### Given material
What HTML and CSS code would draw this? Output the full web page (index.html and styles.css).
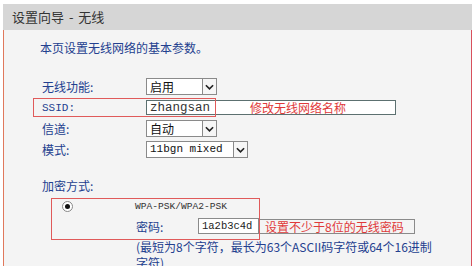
FILE: index.html
```html
<!DOCTYPE html>
<html lang="zh">
<head>
<meta charset="utf-8">
<link rel="stylesheet" href="styles.css">
</head>
<body>
<div class="page">
  <div class="header">设置向导 - 无线</div>
  <div class="panel">
    <p class="intro">本页设置无线网络的基本参数。</p>
    <div class="form">
      <div class="row">
        <span class="label">无线功能:</span>
        <div class="select s1"><span class="val">启用</span><span class="arrow"><svg viewBox="0 0 10 6" width="9" height="6"><path d="M1 1 L5 5 L9 1" fill="none" stroke="#222" stroke-width="1.8"/></svg></span></div>
      </div>
      <div class="row ssid">
        <span class="hl"></span>
        <span class="label mono-label">SSID:</span>
        <div class="input wide"><span class="mono">zhangsan</span><span class="note-red">修改无线网络名称</span></div>
      </div>
      <div class="row">
        <span class="label">信道:</span>
        <div class="select s1"><span class="val">自动</span><span class="arrow"><svg viewBox="0 0 10 6" width="9" height="6"><path d="M1 1 L5 5 L9 1" fill="none" stroke="#222" stroke-width="1.8"/></svg></span></div>
      </div>
      <div class="row">
        <span class="label">模式:</span>
        <div class="select s2"><span class="val mono-s">11bgn mixed</span><span class="arrow"><svg viewBox="0 0 10 6" width="9" height="6"><path d="M1 1 L5 5 L9 1" fill="none" stroke="#222" stroke-width="1.8"/></svg></span></div>
      </div>
      <div class="enc-title">加密方式:</div>
      <div class="enc">
        <span class="hl2"></span>
        <div class="enc-row">
          <span class="radio"><span class="dot"></span></span>
          <span class="wpa">WPA-PSK/WPA2-PSK</span>
        </div>
        <div class="enc-row pw">
          <span class="pw-label">密码:</span>
          <span class="pw-input">1a2b3c4d</span>
          <span class="pw-note">设置不少于8位的无线密码</span>
        </div>
        <p class="hint">(最短为8个字符，最长为63个ASCII码字符或64个16进制<br>字符)</p>
      </div>
    </div>
  </div>
</div>
</body>
</html>
```

FILE: styles.css
```css
* { box-sizing: border-box; }
html, body { margin: 0; padding: 0; }
body {
  background: #fff;
  font-family: "Noto Sans CJK SC", "Noto Sans", sans-serif;
  width: 474px;
  height: 266px;
  overflow: hidden;
}
.page {
  padding-top: 4px;
  padding-left: 3px;
  width: 472px;
}
.header {
  height: 26px;
  background: #d6d6d6;
  color: #333;
  font-size: 13px;
  line-height: 26px;
  padding-left: 9px;
  word-spacing: 2px;
}
.panel {
  background: #f4f4f4;
  border-left: 1px solid #e0785c;
  border-right: 1px solid #d8505c;
  height: 240px;
}
.intro {
  margin: 0;
  padding: 10px 0 0 36px;
  font-size: 12px;
  line-height: 16px;
  color: #23408f;
}
.form {
  padding-left: 38px;
  padding-top: 20px;
}
.row {
  position: relative;
  display: flex;
  align-items: center;
  height: 21px;
}
.label {
  width: 104px;
  font-size: 12px;
  color: #23408f;
  flex: none;
}
.mono-label {
  font-family: "Liberation Mono", monospace;
  font-size: 11px;
}
.select {
  display: flex;
  height: 17px;
  background: #fff;
  border: 1px solid #8a8a8a;
  border-right: none;
}
.s1 { width: 71px; }
.s2 { width: 102px; }
.val {
  flex: 1;
  font-size: 12px;
  line-height: 15px;
  padding-left: 3px;
  color: #111;
}
.mono-s {
  font-family: "Liberation Mono", monospace;
  font-size: 11px;
}
.arrow {
  width: 15px;
  height: 17px;
  margin-top: -1px;
  border: 1px solid #8a8a8a;
  background: #f6f6f6;
  display: flex;
  align-items: center;
  justify-content: center;
}
.input {
  display: flex;
  align-items: center;
  height: 15px;
  background: #fff;
  border: 1px solid #5c7070;
}
.wide { width: 250px; }
.mono {
  font-family: "Liberation Mono", monospace;
  font-size: 12.5px;
  color: #333;
  padding-left: 3px;
  width: 103px;
  flex: none;
}
.note-red {
  font-size: 12px;
  color: #e03a3a;
}
.hl {
  position: absolute;
  left: -9px;
  top: 1px;
  width: 183px;
  height: 19px;
  border: 1.5px solid #e05a5a;
  pointer-events: none;
}
.enc-title {
  margin-top: 18px;
  font-size: 12px;
  line-height: 16px;
  color: #23408f;
}
.enc {
  position: relative;
  margin-top: 4px;
  margin-left: -38px;
}
.hl2 {
  position: absolute;
  left: 47px;
  top: 0;
  width: 209px;
  height: 42px;
  border: 1.5px solid #e05a5a;
  pointer-events: none;
}
.enc-row {
  display: flex;
  align-items: center;
  height: 16px;
}
.radio {
  margin-left: 58px;
  width: 11px;
  height: 11px;
  border-radius: 50%;
  border: 1px solid #888;
  background: #fff;
  display: flex;
  align-items: center;
  justify-content: center;
}
.dot {
  width: 5px;
  height: 5px;
  border-radius: 50%;
  background: #111;
}
.wpa {
  margin-left: 62px;
  font-family: "Liberation Mono", monospace;
  font-size: 9.6px;
  color: #333;
}
.pw {
  margin-top: 4px;
}
.pw-label {
  margin-left: 132px;
  width: 62px;
  font-size: 12px;
  color: #23408f;
}
.pw-input {
  width: 61px;
  height: 16px;
  background: #fff;
  border: 1px solid #8a8a8a;
  font-family: "Liberation Mono", monospace;
  font-size: 10.5px;
  line-height: 14px;
  padding-left: 3px;
  color: #222;
}
.pw-note {
  width: 156px;
  height: 15px;
  border: 1px solid #8a8a8a;
  border-left: none;
  font-size: 12px;
  line-height: 13px;
  color: #e03a3a;
  padding-left: 6px;
  background: #f4f4f4;
}
.hint {
  margin: 5px 0 0 132px;
  font-size: 12px;
  line-height: 16px;
  color: #23408f;
}
```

### Exercise directions
Where a line above contains the word "index", copy that line.

### Output below
What HTML and CSS code would draw this? Output the full web page (index.html and styles.css).
FILE: index.html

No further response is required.